===== Data =====

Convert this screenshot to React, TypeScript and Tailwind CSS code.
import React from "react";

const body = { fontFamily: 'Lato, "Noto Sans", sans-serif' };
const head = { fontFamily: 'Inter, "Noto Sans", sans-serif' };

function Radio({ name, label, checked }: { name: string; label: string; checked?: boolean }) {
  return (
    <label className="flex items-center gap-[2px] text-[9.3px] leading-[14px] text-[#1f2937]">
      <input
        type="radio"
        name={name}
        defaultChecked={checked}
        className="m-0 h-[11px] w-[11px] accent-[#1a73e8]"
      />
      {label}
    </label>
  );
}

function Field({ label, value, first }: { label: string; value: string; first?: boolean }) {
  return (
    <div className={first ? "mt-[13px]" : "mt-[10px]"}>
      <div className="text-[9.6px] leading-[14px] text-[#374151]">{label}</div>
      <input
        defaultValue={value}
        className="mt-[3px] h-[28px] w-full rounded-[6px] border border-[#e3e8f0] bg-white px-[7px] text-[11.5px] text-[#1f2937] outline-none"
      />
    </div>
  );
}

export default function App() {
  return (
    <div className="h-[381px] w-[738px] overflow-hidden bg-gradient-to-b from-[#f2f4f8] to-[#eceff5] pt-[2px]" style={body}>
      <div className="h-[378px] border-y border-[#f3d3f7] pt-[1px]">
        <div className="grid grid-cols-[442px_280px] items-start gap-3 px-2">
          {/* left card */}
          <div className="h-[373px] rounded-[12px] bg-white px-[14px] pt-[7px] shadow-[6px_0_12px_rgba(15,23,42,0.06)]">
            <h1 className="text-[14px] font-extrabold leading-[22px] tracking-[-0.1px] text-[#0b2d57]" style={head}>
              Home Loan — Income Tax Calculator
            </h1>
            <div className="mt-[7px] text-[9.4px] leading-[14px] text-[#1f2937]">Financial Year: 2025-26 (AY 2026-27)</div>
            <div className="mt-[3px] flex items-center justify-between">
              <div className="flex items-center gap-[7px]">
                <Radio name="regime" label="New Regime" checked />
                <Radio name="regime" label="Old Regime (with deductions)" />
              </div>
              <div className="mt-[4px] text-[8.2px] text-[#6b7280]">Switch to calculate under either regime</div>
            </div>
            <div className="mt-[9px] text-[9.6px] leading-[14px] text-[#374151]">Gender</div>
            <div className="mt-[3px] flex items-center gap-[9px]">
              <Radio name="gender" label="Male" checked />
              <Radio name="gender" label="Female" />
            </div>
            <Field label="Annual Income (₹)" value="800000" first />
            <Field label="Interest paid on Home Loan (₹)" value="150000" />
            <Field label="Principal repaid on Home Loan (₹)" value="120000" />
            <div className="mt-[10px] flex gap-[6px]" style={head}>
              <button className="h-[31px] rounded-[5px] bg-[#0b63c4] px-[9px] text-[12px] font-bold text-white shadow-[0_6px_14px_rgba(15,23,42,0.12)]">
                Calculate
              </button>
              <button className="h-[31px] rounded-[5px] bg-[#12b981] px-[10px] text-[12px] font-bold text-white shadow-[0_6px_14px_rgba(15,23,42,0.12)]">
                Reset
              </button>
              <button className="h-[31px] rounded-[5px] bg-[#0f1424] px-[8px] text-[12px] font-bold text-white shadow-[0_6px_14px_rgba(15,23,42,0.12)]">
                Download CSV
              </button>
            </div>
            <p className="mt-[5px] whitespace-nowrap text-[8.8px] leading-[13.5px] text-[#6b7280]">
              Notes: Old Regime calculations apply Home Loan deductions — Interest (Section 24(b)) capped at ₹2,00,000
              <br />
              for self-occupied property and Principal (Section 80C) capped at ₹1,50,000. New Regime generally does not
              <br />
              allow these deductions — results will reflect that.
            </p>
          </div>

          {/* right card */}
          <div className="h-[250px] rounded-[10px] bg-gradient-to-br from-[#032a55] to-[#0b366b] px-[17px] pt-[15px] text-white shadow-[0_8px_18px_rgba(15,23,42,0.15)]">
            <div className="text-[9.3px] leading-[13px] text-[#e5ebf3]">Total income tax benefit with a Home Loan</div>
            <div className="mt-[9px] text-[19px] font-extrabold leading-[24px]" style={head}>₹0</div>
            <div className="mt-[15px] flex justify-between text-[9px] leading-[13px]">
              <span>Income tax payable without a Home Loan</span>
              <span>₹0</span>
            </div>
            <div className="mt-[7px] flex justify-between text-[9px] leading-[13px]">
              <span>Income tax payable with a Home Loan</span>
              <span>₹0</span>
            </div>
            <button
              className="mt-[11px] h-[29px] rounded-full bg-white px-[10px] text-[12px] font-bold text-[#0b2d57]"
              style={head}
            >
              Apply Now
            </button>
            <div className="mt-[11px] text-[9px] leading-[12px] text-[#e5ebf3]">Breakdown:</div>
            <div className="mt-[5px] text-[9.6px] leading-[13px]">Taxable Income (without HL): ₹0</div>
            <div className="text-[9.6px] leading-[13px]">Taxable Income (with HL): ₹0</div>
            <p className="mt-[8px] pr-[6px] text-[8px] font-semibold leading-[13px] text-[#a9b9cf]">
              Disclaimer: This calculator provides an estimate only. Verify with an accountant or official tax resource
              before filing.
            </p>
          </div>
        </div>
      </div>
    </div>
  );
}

=====

Stated goal. Please repeat the listing above in full and exactly.

Output below.
Convert this screenshot to React, TypeScript and Tailwind CSS code.
import React from "react";

const body = { fontFamily: 'Lato, "Noto Sans", sans-serif' };
const head = { fontFamily: 'Inter, "Noto Sans", sans-serif' };

function Radio({ name, label, checked }: { name: string; label: string; checked?: boolean }) {
  return (
    <label className="flex items-center gap-[2px] text-[9.3px] leading-[14px] text-[#1f2937]">
      <input
        type="radio"
        name={name}
        defaultChecked={checked}
        className="m-0 h-[11px] w-[11px] accent-[#1a73e8]"
      />
      {label}
    </label>
  );
}

function Field({ label, value, first }: { label: string; value: string; first?: boolean }) {
  return (
    <div className={first ? "mt-[13px]" : "mt-[10px]"}>
      <div className="text-[9.6px] leading-[14px] text-[#374151]">{label}</div>
      <input
        defaultValue={value}
        className="mt-[3px] h-[28px] w-full rounded-[6px] border border-[#e3e8f0] bg-white px-[7px] text-[11.5px] text-[#1f2937] outline-none"
      />
    </div>
  );
}

export default function App() {
  return (
    <div className="h-[381px] w-[738px] overflow-hidden bg-gradient-to-b from-[#f2f4f8] to-[#eceff5] pt-[2px]" style={body}>
      <div className="h-[378px] border-y border-[#f3d3f7] pt-[1px]">
        <div className="grid grid-cols-[442px_280px] items-start gap-3 px-2">
          {/* left card */}
          <div className="h-[373px] rounded-[12px] bg-white px-[14px] pt-[7px] shadow-[6px_0_12px_rgba(15,23,42,0.06)]">
            <h1 className="text-[14px] font-extrabold leading-[22px] tracking-[-0.1px] text-[#0b2d57]" style={head}>
              Home Loan — Income Tax Calculator
            </h1>
            <div className="mt-[7px] text-[9.4px] leading-[14px] text-[#1f2937]">Financial Year: 2025-26 (AY 2026-27)</div>
            <div className="mt-[3px] flex items-center justify-between">
              <div className="flex items-center gap-[7px]">
                <Radio name="regime" label="New Regime" checked />
                <Radio name="regime" label="Old Regime (with deductions)" />
              </div>
              <div className="mt-[4px] text-[8.2px] text-[#6b7280]">Switch to calculate under either regime</div>
            </div>
            <div className="mt-[9px] text-[9.6px] leading-[14px] text-[#374151]">Gender</div>
            <div className="mt-[3px] flex items-center gap-[9px]">
              <Radio name="gender" label="Male" checked />
              <Radio name="gender" label="Female" />
            </div>
            <Field label="Annual Income (₹)" value="800000" first />
            <Field label="Interest paid on Home Loan (₹)" value="150000" />
            <Field label="Principal repaid on Home Loan (₹)" value="120000" />
            <div className="mt-[10px] flex gap-[6px]" style={head}>
              <button className="h-[31px] rounded-[5px] bg-[#0b63c4] px-[9px] text-[12px] font-bold text-white shadow-[0_6px_14px_rgba(15,23,42,0.12)]">
                Calculate
              </button>
              <button className="h-[31px] rounded-[5px] bg-[#12b981] px-[10px] text-[12px] font-bold text-white shadow-[0_6px_14px_rgba(15,23,42,0.12)]">
                Reset
              </button>
              <button className="h-[31px] rounded-[5px] bg-[#0f1424] px-[8px] text-[12px] font-bold text-white shadow-[0_6px_14px_rgba(15,23,42,0.12)]">
                Download CSV
              </button>
            </div>
            <p className="mt-[5px] whitespace-nowrap text-[8.8px] leading-[13.5px] text-[#6b7280]">
              Notes: Old Regime calculations apply Home Loan deductions — Interest (Section 24(b)) capped at ₹2,00,000
              <br />
              for self-occupied property and Principal (Section 80C) capped at ₹1,50,000. New Regime generally does not
              <br />
              allow these deductions — results will reflect that.
            </p>
          </div>

          {/* right card */}
          <div className="h-[250px] rounded-[10px] bg-gradient-to-br from-[#032a55] to-[#0b366b] px-[17px] pt-[15px] text-white shadow-[0_8px_18px_rgba(15,23,42,0.15)]">
            <div className="text-[9.3px] leading-[13px] text-[#e5ebf3]">Total income tax benefit with a Home Loan</div>
            <div className="mt-[9px] text-[19px] font-extrabold leading-[24px]" style={head}>₹0</div>
            <div className="mt-[15px] flex justify-between text-[9px] leading-[13px]">
              <span>Income tax payable without a Home Loan</span>
              <span>₹0</span>
            </div>
            <div className="mt-[7px] flex justify-between text-[9px] leading-[13px]">
              <span>Income tax payable with a Home Loan</span>
              <span>₹0</span>
            </div>
            <button
              className="mt-[11px] h-[29px] rounded-full bg-white px-[10px] text-[12px] font-bold text-[#0b2d57]"
              style={head}
            >
              Apply Now
            </button>
            <div className="mt-[11px] text-[9px] leading-[12px] text-[#e5ebf3]">Breakdown:</div>
            <div className="mt-[5px] text-[9.6px] leading-[13px]">Taxable Income (without HL): ₹0</div>
            <div className="text-[9.6px] leading-[13px]">Taxable Income (with HL): ₹0</div>
            <p className="mt-[8px] pr-[6px] text-[8px] font-semibold leading-[13px] text-[#a9b9cf]">
              Disclaimer: This calculator provides an estimate only. Verify with an accountant or official tax resource
              before filing.
            </p>
          </div>
        </div>
      </div>
    </div>
  );
}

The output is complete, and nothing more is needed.